I think the inaccuracy in the method is the value of the lift loads ... it'd be tricky to get the load just as the wheels clear. And sure the analysis is a bit theoretical (as opposed to heretical) ... ground contact points will change slightly with the lift, etc ... it depends on how accurate the result needs to be.

another day in paradise, or is paradise one day closer ?

RE: Quick Statics Question

This has been fun. Though my statements were not wrong they did over analyze a simple problem.

The car weighs 5413.2 lbs.

RE: Quick Statics Question

(OP)
It is actually a tractor haha. Its 3000 HP and we run in a 6500lb weight class. We changed rearends and were curious to see how much weight we lost. We will be weighing on scales April 25th, so I will report back on how close the actual is to calcualted. (if the scales are right!)

Thanks!

RE: Quick Statics Question

The main source of error in the method is translation of the CG due to its vertical position. The error disappears if either:
a) The CG, the lifting point and the rear axle centreline are co-linear in side view. or
b) The lifting process does not rotate the vehicle significantly

je suis charlie

RE: Quick Statics Question

Old high-school class: carefully measure the pressure in the tires. Lift the rear tires off the ground, put carbon paper under the wheels, lower the car back to the ground, pick up the car again and remove the carbon paper.

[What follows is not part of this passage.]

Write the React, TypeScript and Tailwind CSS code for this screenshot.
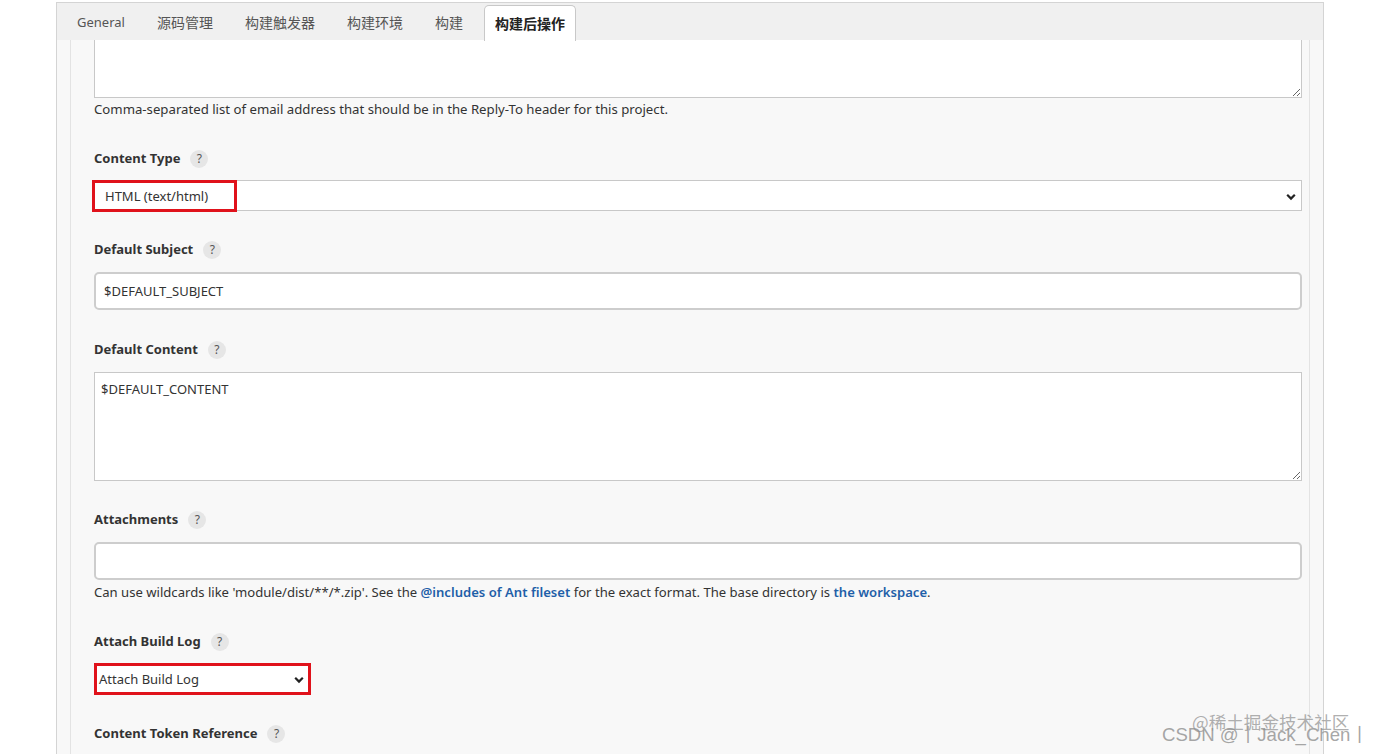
import React from "react";

const font = {
  fontFamily: '"Noto Sans", "Noto Sans CJK SC", sans-serif',
};

function Help() {
  return (
    <span className="ml-[10px] inline-flex h-[18px] w-[18px] items-center justify-center rounded-full bg-[#e6e6e6] text-[12px] font-normal text-[#555]">
      ?
    </span>
  );
}

function Label({ text, className = "" }: { text: string; className?: string }) {
  return (
    <div className={`flex h-[20px] items-center text-[13px] font-bold text-[#333] ${className}`}>
      <span>{text}</span>
      <Help />
    </div>
  );
}

function Chevron() {
  return (
    <svg width="10" height="8" viewBox="0 0 10 8" className="shrink-0">
      <path d="M1.2 1.8 L5 5.6 L8.8 1.8" fill="none" stroke="#222" strokeWidth="2.2" />
    </svg>
  );
}

const tabs = ["源码管理", "构建触发器", "构建环境", "构建"];

export default function App() {
  return (
    <div className="relative h-[754px] w-full overflow-hidden bg-white text-[#333]" style={font}>
      <div className="ml-[56px] w-[1268px] pt-[2px]">
        {/* tab bar */}
        <div className="flex h-[38px] items-end gap-[32px] border-x border-t border-[#d4d4d4] bg-[#f0f0f0] pl-[20px]">
          <div className="flex h-full items-center pt-[2px] text-[13px] text-[#555]">General</div>
          {tabs.map((t) => (
            <div key={t} className="flex h-full items-center pt-[2px] text-[14px] text-[#555]">
              {t}
            </div>
          ))}
          <div className="relative -mb-px -ml-[11px] flex h-[36px] items-center rounded-t-[5px] border-x border-t border-[#c8c8c8] bg-white px-[10px] text-[14px] font-bold text-[#222]">
            构建后操作
          </div>
        </div>

        {/* body */}
        <div className="h-[716px] border-x border-[#d4d4d4] bg-[#f8f8f8] px-[13px]">
          <div className="h-full border-x border-[#e3e3e3] bg-[#f8f8f8] pl-[23px] pr-[7px]">
            <textarea
              readOnly
              className="block h-[58px] w-full border border-t-0 border-[#c8c8c8] bg-white outline-none"
            />
            <div className="mt-[2px] h-[18px] text-[13.2px] leading-[18px] text-[#333]">
              Comma-separated list of email address that should be in the Reply-To header for this project.
            </div>

            <Label text="Content Type" className="mt-[31px]" />
            <div className="relative mt-[11px] flex h-[31px] items-center justify-between border border-[#c8c8c8] bg-white pl-[10px] pr-[5px] pt-[2px] text-[13px] text-[#333]">
              <span>HTML (text/html)</span>
              <Chevron />
              <div className="absolute -left-[3px] -top-px h-[32px] w-[145px] border-[3px] border-[#e0121b]" />
            </div>

            <Label text="Default Subject" className="mt-[29px]" />
            <div className="mt-[12px] flex h-[38px] items-center rounded-[5px] border-2 border-[#cdcdcd] bg-white pl-[8px] pt-[1px] text-[13px] text-[#333]">
              $DEFAULT_SUBJECT
            </div>

            <Label text="Default Content" className="mt-[30px]" />
            <textarea
              readOnly
              value="$DEFAULT_CONTENT"
              className="mt-[12px] block h-[109px] w-full resize-y border border-[#c8c8c8] bg-white px-[6px] py-[7px] text-[13px] text-[#333] outline-none"
              style={font}
            />

            <Label text="Attachments" className="mt-[29px]" />
            <div className="mt-[12px] h-[38px] rounded-[5px] border-2 border-[#cdcdcd] bg-white" />
            <div className="mt-[3px] h-[18px] text-[13.1px] leading-[18px] text-[#333]">
              Can use wildcards like 'module/dist/**/*.zip'. See the{" "}
              <span className="font-semibold text-[#1f5fa8]">@includes of Ant fileset</span> for the exact format. The base
              directory is <span className="font-semibold text-[#1f5fa8]">the workspace</span>.
            </div>

            <Label text="Attach Build Log" className="mt-[31px]" />
            <div className="mt-[11px] flex h-[32px] w-[217px] items-center justify-between border-[3px] border-[#e0121b] bg-white pl-[2px] pr-[4px] pt-[2px] text-[13px] text-[#333]">
              <span>Attach Build Log</span>
              <Chevron />
            </div>

            <Label text="Content Token Reference" className="mt-[29px]" />
          </div>
        </div>
      </div>

      {/* watermark */}
      <div
        className="absolute left-[1192px] top-[711px] text-[17.6px] leading-[22px] text-[#9a9a9a]/80"
        style={{ fontFamily: '"Noto Sans CJK SC", sans-serif' }}
      >
        @稀土掘金技术社区
      </div>
      <div
        className="absolute left-[1162px] top-[723px] text-[18.6px] leading-[24px] text-[#8f8f8f]/80"
        style={{ fontFamily: '"Liberation Sans", "Noto Sans CJK SC", sans-serif' }}
      >
        CSDN @丨Jack_Chen丨
      </div>
    </div>
  );
}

Repeat for the front wheels. Measure the area that the tires made on the paper. Multiply by the air pressure.

On the other hand, since you are only trying to get the difference for the new rear end, lift the rear off the ground before and after the rear end is replaced. Lift at the wheels, not on the bumper. It does not matter what overhang there is or where the CG is. The difference in weights will be the rear end.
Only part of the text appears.